Emmett Till’s murder sparked the civil rights movement which ultimately led to bills like the Voting Rights Act of 1965 and other social justice laws.

“I could not have been prouder to stand behind President Biden as he signed the Emmett Till Anti-Lynching Act into law,” National Urban League President Marc Morial stated.“The act of lynching is a weapon of racial terror that has been used for decades, and our communities are still impacted by these hate crimes to this day.”  

“This bill is long overdue, and I applaud President Biden and Members of Congress for their leadership in honoring Emmett Till and other lynching victims by passing this significant piece of legislation.”

According to the bill’s text, “Whoever conspires to commit any offense … shall (A) if death results from the offense, be imprisoned for any term of years or for life.” “(B) In any other case, be subjected to the same penalties as the penalties prescribed for the offense of the commission of which was the object of the conspiracy.”

Specifically, the legislation makes lynching a federal hate crime, punishable by up to life in prison.

The measure had faced defeat for more than 100 years, with lawmakers attempting to pass the legislation more than 200 times.

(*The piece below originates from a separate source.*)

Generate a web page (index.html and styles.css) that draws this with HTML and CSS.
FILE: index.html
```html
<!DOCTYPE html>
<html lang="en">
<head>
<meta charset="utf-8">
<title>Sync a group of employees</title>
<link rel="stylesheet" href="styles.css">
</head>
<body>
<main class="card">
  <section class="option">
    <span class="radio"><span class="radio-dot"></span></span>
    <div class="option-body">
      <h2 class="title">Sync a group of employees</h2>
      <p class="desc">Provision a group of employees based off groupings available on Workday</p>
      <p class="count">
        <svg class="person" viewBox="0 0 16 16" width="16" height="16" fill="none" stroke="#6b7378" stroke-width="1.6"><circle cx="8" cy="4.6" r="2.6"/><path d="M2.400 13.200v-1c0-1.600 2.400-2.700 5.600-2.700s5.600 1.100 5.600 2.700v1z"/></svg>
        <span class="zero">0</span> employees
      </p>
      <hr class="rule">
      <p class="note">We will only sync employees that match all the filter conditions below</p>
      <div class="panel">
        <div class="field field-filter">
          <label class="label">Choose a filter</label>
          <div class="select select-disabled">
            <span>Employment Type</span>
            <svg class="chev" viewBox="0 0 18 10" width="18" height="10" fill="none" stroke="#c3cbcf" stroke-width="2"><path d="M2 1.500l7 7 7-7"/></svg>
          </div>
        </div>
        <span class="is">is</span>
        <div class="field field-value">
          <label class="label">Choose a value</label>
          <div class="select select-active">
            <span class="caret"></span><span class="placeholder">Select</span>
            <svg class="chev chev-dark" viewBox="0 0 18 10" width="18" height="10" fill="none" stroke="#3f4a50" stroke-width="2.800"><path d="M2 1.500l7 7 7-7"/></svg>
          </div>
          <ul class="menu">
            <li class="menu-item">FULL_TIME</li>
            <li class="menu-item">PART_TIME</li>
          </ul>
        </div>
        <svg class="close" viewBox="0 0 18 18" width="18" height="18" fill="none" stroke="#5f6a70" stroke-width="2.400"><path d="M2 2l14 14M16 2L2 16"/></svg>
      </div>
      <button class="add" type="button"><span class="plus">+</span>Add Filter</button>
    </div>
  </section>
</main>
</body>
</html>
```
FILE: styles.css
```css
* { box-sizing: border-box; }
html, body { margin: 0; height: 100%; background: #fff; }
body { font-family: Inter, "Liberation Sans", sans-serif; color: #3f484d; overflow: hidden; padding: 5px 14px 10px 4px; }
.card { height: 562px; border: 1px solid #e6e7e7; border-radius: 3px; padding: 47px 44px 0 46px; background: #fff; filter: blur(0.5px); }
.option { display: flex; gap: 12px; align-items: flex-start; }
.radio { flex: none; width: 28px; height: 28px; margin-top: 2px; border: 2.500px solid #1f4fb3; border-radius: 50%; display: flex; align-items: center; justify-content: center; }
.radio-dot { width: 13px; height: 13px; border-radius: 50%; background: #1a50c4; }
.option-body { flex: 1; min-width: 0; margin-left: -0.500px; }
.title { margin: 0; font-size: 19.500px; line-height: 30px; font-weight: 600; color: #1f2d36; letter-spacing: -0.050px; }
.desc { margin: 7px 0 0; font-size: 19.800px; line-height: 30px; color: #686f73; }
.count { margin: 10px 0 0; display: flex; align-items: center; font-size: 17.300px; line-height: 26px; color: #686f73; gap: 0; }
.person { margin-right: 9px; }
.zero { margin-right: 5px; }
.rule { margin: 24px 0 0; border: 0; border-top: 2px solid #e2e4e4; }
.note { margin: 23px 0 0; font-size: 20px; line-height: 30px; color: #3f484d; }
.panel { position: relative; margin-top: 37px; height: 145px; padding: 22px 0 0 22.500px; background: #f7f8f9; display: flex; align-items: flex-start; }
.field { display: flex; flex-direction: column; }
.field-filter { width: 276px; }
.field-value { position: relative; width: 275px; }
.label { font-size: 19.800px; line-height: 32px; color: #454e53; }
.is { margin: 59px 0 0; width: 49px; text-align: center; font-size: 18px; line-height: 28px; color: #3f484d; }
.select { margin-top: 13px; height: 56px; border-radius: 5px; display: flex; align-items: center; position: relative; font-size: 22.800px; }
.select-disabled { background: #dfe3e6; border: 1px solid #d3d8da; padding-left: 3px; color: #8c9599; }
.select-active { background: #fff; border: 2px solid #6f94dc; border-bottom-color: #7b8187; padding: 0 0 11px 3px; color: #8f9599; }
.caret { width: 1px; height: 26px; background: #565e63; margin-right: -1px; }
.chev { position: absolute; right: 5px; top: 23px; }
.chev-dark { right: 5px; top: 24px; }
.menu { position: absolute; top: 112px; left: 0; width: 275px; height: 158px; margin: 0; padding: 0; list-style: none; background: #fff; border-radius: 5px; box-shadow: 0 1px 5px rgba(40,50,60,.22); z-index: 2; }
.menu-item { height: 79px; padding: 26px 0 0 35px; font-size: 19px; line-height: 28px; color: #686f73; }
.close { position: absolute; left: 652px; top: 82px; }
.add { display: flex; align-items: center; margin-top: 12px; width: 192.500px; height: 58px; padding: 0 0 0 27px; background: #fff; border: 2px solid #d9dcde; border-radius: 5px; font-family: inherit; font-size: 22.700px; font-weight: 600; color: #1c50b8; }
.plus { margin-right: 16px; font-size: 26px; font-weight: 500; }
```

The House finally passed the bill on a 422-3 vote.

It passed unanimously in the Senate.

The Mississippi search group included members of the Emmett Till Legacy Foundation and two Till relatives: cousin Deborah Watts, head of the foundation; and her daughter, Teri Watts, the Associated Press reported.

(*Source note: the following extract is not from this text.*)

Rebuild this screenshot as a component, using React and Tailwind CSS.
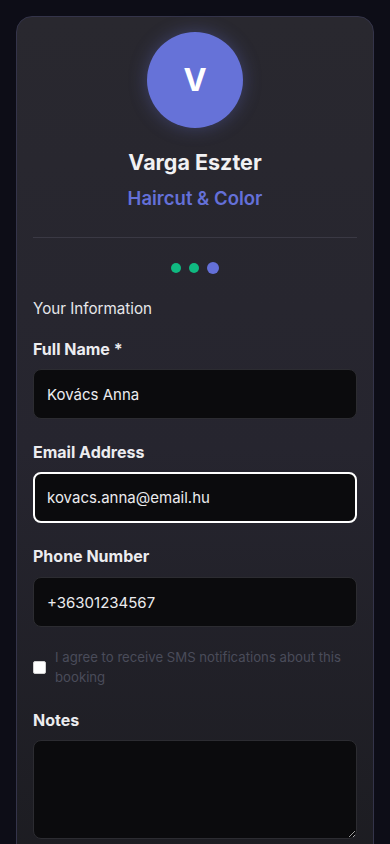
import React, { useState } from "react";

export default function App() {
  const [name, setName] = useState("Kovács Anna");
  const [email, setEmail] = useState("kovacs.anna@email.hu");
  const [phone, setPhone] = useState("+36301234567");
  const [sms, setSms] = useState(false);
  const [notes, setNotes] = useState("");

  return (
    <div
      className="min-h-screen bg-[#0d0d17] px-4 pt-4"
      style={{ fontFamily: "Inter, 'Noto Sans', sans-serif" }}
    >
      {/* Card */}
      <div className="rounded-2xl border border-[#34344a] bg-gradient-to-b from-[#29282f] via-[#26252f] to-[#1c1c21] px-4 pt-[15px] pb-10">
        {/* Stylist header */}
        <div className="flex flex-col items-center">
          <div className="flex h-24 w-24 items-center justify-center rounded-full bg-[#6672d8] shadow-[0_0_18px_rgba(102,114,216,0.35)]">
            <span className="text-[31px] font-bold text-white">V</span>
          </div>
          <h1 className="mt-5 text-[21.5px] leading-7 font-bold text-[#f1f1f3]">
            Varga Eszter
          </h1>
          <p className="mt-[10px] text-[18.5px] leading-6 font-semibold text-[#6470d8]">
            Haircut &amp; Color
          </p>
        </div>

        <div className="mt-[27px] h-px bg-[#3a3944]" />

        {/* Steps */}
        <div className="mt-6 flex items-center justify-center gap-2">
          <span className="h-[10px] w-[10px] rounded-full bg-[#10b981]" />
          <span className="h-[10px] w-[10px] rounded-full bg-[#10b981]" />
          <span className="h-3 w-3 rounded-full bg-[#6470d8]" />
        </div>

        <h2 className="mt-[25px] text-[15.2px] leading-5 text-[#e6e6ea]">
          Your Information
        </h2>

        <div className="mt-[18px] flex flex-col">
          <label className="mb-2 text-[16px] leading-6 font-bold text-[#ececef]">
            Full Name *
          </label>
          <input
            value={name}
            onChange={(e) => setName(e.target.value)}
            className="h-[50px] w-full rounded-lg border border-[#2c2c31] bg-[#0b0b0d] px-[13px] text-[15px] text-[#ececef] outline-none"
          />

          <label className="mt-[21px] mb-2 text-[16px] leading-6 font-bold text-[#ececef]">
            Email Address
          </label>
          <input
            value={email}
            onChange={(e) => setEmail(e.target.value)}
            className="h-[51px] w-full rounded-lg border-2 border-white bg-[#0b0b0d] px-[12px] text-[15px] text-[#ececef] outline-none"
          />

          <label className="mt-[21px] mb-[9px] text-[16px] leading-6 font-bold text-[#ececef]">
            Phone Number
          </label>
          <input
            value={phone}
            onChange={(e) => setPhone(e.target.value)}
            className="h-[50px] w-full rounded-lg border border-[#2c2c31] bg-[#0b0b0d] px-[13px] text-[15px] text-[#ececef] outline-none"
          />

          <label className="mt-5 flex items-center gap-[9px]">
            <input
              type="checkbox"
              checked={sms}
              onChange={(e) => setSms(e.target.checked)}
              className="h-[13px] w-[13px] shrink-0 appearance-none rounded-[2px] border border-[#d0d0d0] bg-white"
            />
            <span className="text-[13.2px] leading-5 text-[#4a4c5a]">
              I agree to receive SMS notifications about this booking
            </span>
          </label>

          <label className="mt-[21px] mb-2 text-[16px] leading-6 font-bold text-[#ececef]">
            Notes
          </label>
          <textarea
            value={notes}
            onChange={(e) => setNotes(e.target.value)}
            className="h-[99px] w-full rounded-lg border border-[#2c2c31] bg-[#0b0b0d] px-[13px] py-3 text-[15px] text-[#ececef] outline-none"
          />
        </div>
      </div>
    </div>
  );
}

Further, the report stated that relatives want authorities to use the warrant to arrest Donham, who at the time of the slaying was married to one of two white men tried and acquitted just weeks after Till was abducted from a relative’s home, killed and dumped into a river.

“Serve it and charge her,” Teri Watts told the AP in an interview.

Keith Beauchamp, whose documentary film “The Untold Story of Emmett Louis Till” preceded a renewed Justice Department probe that ended without charges in 2007, was also part of the search.

He said there’s enough new evidence to prosecute Donham.

Donham set off the case in August 1955 by accusing the 14-year-old Till of making improper advances at a family store in Money, Mississippi.

A cousin of Till who was there has said Till whistled at the woman, an act that flew in the face of Mississippi’s racist social codes of the era.

Evidence indicates a woman, possibly Donham, identified Till to the men who later killed him. The arrest warrant against Donham was publicized at the time, but the Leflore County sheriff told reporters he did not want to “bother” the woman since she had two young children to care for, the outlet continued.

Now in her 80s and most recently living in North Carolina, Donham has not commented publicly on calls for her prosecution. But Teri Watts said the Till family believes the warrant accusing Donham of kidnapping amounts to new evidence.

“This is what the state of Mississippi needs to go ahead,” she said.

District Attorney Dewayne Richardson, whose office would prosecute a case, declined comment on the warrant but cited a December report about the Till case from the Justice Department, which said no prosecution was possible.

Contacted by the AP on Wednesday, Leflore County Sheriff Ricky Banks said: “This is the first time I’ve known about a warrant.”